How is this any different than plugging in a USB cord to sync? What are you shuttling the SD card between anyway (a PC I assume)? Physical media is not a good answer to "cutting the cord".


  > How is this any different than plugging in a USB cord to sync?
It's device independent. You can wipe the device or switch to a new one without waiting for a full sync of your potentially large media library.

"Cutting the cord" doesn't mean pretending you don't have other devices, it means eliminating reliance on them. Presumably if you don't have a PC or another device you don't have any digital media to transfer to your phone in the first place.

I mean, you can store your media on the net and stream it down at will. Or you can store it on an SD card (or whatever) and put that in whatever device you're using today. Having to sync devices to a central master PC is the issue.


> It's device independent. You can wipe the device or switch to a new one without waiting for a full sync of your potentially large media library.

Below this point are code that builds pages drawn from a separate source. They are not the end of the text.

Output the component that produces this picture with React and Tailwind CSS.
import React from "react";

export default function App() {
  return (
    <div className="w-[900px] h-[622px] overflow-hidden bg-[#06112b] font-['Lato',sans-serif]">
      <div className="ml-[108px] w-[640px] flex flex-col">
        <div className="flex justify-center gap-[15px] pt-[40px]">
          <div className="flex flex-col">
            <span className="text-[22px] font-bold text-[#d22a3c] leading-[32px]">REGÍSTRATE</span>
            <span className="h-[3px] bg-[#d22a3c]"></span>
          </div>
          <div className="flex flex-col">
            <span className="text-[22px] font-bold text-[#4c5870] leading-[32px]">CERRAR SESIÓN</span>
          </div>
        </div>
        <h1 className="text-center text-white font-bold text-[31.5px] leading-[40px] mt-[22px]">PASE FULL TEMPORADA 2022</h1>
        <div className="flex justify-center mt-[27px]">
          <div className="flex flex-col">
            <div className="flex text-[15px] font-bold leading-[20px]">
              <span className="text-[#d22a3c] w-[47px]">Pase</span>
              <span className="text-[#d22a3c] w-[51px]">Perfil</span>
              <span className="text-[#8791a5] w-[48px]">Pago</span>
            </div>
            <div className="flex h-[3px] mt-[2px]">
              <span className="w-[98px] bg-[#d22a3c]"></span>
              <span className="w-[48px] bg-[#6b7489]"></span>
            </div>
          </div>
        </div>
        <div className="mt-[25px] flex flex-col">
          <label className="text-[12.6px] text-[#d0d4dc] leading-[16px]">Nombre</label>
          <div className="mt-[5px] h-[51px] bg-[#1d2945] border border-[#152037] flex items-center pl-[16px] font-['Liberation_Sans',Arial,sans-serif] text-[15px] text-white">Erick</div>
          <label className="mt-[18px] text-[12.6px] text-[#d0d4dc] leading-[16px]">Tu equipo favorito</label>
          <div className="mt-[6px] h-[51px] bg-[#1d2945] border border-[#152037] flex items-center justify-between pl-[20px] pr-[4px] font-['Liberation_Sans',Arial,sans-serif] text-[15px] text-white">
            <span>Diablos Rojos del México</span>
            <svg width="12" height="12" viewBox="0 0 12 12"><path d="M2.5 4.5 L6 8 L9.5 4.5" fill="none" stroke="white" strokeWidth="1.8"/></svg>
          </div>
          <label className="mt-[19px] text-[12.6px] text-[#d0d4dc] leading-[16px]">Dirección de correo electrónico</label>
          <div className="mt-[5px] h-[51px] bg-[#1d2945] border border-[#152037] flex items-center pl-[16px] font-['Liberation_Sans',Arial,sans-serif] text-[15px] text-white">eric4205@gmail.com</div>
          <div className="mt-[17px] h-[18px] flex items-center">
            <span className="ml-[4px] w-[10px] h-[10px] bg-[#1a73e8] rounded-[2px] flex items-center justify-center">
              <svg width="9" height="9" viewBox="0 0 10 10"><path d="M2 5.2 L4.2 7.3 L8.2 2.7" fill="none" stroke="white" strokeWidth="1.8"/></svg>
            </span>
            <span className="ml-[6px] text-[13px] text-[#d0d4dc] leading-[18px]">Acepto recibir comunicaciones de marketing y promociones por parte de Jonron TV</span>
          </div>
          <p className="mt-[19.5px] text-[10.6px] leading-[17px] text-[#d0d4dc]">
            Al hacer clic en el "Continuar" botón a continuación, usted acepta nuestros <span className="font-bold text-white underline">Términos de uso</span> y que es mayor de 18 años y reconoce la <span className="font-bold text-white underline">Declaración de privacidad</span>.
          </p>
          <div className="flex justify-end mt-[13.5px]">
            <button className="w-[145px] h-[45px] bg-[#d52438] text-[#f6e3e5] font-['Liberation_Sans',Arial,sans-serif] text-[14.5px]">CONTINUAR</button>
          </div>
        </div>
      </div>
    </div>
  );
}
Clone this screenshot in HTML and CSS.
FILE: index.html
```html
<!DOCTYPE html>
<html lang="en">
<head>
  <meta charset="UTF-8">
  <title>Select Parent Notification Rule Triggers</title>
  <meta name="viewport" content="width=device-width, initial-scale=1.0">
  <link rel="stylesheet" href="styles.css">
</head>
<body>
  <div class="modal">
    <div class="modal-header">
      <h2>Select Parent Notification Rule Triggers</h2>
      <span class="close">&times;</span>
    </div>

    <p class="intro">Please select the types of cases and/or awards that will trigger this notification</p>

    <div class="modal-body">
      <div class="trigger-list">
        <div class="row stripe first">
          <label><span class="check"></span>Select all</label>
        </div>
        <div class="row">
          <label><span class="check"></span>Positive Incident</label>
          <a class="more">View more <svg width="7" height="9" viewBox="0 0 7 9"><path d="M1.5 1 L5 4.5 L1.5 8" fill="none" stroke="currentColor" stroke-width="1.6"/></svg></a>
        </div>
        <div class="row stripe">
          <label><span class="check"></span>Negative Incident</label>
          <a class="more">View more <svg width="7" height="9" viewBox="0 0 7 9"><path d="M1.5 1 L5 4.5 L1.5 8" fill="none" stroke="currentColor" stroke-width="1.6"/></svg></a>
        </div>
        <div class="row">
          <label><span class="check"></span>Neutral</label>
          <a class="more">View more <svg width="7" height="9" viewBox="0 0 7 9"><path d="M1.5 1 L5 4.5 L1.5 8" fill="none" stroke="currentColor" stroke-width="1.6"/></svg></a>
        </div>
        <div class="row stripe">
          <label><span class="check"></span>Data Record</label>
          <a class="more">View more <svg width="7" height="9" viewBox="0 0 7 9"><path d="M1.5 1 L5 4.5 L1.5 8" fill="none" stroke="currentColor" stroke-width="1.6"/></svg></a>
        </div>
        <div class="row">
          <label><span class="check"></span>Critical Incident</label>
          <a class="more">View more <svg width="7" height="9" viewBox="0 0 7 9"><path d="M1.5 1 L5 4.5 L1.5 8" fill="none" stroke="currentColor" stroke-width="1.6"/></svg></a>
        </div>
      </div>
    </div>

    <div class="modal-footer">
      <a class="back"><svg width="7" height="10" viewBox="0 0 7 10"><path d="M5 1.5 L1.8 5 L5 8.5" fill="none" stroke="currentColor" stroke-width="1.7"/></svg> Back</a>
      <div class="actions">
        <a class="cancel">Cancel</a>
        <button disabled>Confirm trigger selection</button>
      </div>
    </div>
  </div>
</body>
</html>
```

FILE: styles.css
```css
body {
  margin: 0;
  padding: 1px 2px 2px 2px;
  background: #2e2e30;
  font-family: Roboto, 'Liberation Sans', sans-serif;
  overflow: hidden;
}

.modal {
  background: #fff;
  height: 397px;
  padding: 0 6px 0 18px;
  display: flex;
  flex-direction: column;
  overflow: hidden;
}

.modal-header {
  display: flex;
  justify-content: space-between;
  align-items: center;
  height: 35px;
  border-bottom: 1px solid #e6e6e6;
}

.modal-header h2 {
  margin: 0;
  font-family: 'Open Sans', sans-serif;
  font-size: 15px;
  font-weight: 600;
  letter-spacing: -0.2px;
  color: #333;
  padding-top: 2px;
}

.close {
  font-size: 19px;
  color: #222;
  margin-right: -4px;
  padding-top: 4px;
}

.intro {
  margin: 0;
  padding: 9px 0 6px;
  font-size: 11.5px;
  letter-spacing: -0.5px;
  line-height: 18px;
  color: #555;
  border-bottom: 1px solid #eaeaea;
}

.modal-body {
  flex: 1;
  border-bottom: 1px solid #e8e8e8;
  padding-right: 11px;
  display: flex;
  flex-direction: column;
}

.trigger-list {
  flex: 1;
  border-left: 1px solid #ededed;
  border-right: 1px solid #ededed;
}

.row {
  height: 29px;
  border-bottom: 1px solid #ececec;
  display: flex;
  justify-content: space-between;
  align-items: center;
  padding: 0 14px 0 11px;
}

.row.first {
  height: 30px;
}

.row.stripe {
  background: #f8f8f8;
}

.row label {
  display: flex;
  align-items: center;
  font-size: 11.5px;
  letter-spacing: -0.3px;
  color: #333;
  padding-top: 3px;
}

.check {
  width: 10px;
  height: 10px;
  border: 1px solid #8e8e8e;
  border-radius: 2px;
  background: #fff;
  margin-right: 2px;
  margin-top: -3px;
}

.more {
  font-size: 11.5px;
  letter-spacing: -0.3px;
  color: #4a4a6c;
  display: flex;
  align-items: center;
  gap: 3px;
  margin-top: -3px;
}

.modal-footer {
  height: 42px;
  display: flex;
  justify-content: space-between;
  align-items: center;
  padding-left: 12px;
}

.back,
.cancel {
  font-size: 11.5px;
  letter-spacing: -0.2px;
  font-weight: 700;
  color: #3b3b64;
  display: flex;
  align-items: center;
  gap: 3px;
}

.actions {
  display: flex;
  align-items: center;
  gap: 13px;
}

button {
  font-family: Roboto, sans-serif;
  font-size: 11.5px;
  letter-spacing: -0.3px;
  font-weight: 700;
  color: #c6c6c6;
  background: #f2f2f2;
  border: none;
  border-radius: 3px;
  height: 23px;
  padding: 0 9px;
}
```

I think you're confusing device agnostic with device independent. If you still require a device to sync the content with, it's not "independent".


I don't understand what your argument is. Let's restate:

iOS requires that you connect your device to your PC in order to activate service, update the OS, and to manage media on the device. This is onerous and unnecessary.

Android doesn't require this. One of the ways, but not the only way, in which this is implemented is in the use of removable SD cards, which can be loaded with media independently of the device the media is consumed on. It is not required that you do any of this to operate the phone.

You never have to connect your Android device to a PC if you choose not to.

If you choose to load your media onto your device via Dropbox or via streaming from Amazon's cloud service (or, apparently, Google's upcoming service), you don't even have to muck with loading an SD card. You may feel free to listen to Pandora and upload your photos to Flickr without ever touching a PC.


So you're saying that physical media is better than a USB cable? Like the poster above, I do not see the practical difference here. In one case, you're transferring an SD card from one device to the other. In the other, you're taking a cable and pluging in the device into a PC and letting it sync. Realistically, the USB method is just slower.

Plus, unless you're switching phones every month, the full-on sync only happens occasionally.

If you want to backup your device, you still need a separate entity(either a cloud service or a PC) anyway. You need to copy the SD card's contents to something else, and that requires a PC for storage. Restoring from a cloud storage service still requires time and bandwidth, so again, practically, that's basically the same as plugging in a device.


  > So you're saying that physical media is better than a USB cable?
I'm saying that no reliance on a PC is better than reliance on a PC.

  > If you want to backup your device, you still need a separate entity(either a cloud service or a PC) anyway.
When did this become about doing backups? Gruber's article is title "Cutting That Cord" and is about cloud-based syncing and iOS devices, and my original comment was outlining how (most?) Android devices don't rely on a home-base PC, and are architected such that you don't require full backups of your stuff. Big files (media) lives on your SD card, apps and settings live on Google's servers and are downloaded as needed.

If you get a new iPad, you have to plug it into your computer to set it up and sync everything, which is where "backup and restore" comes into play. With a new Android device, you take your old SD card and insert it into the new device and let Google sync your apps and settings. Done.

If you want to do backups of your stuff for archival or safety, that's fine, and that (of course) requires somewhere else to put your stuff. But that's not what I'm discussing.


You're not going to have all your data on that SD card, iOS or Android. I'm betting Android doesn't use that as the main data store or anything like that, just scratch files and data.


What does "main data store" mean? In fact, I don't understand what you're saying at all.

Android backs up and restores apps, app settings and preferences (including 3rd party apps if they opt-in). Files (pictures, video, mp3) stay on the sdcard.


When you did the restore, was all saved data from every app also restored? For example, progress on Angry Birds?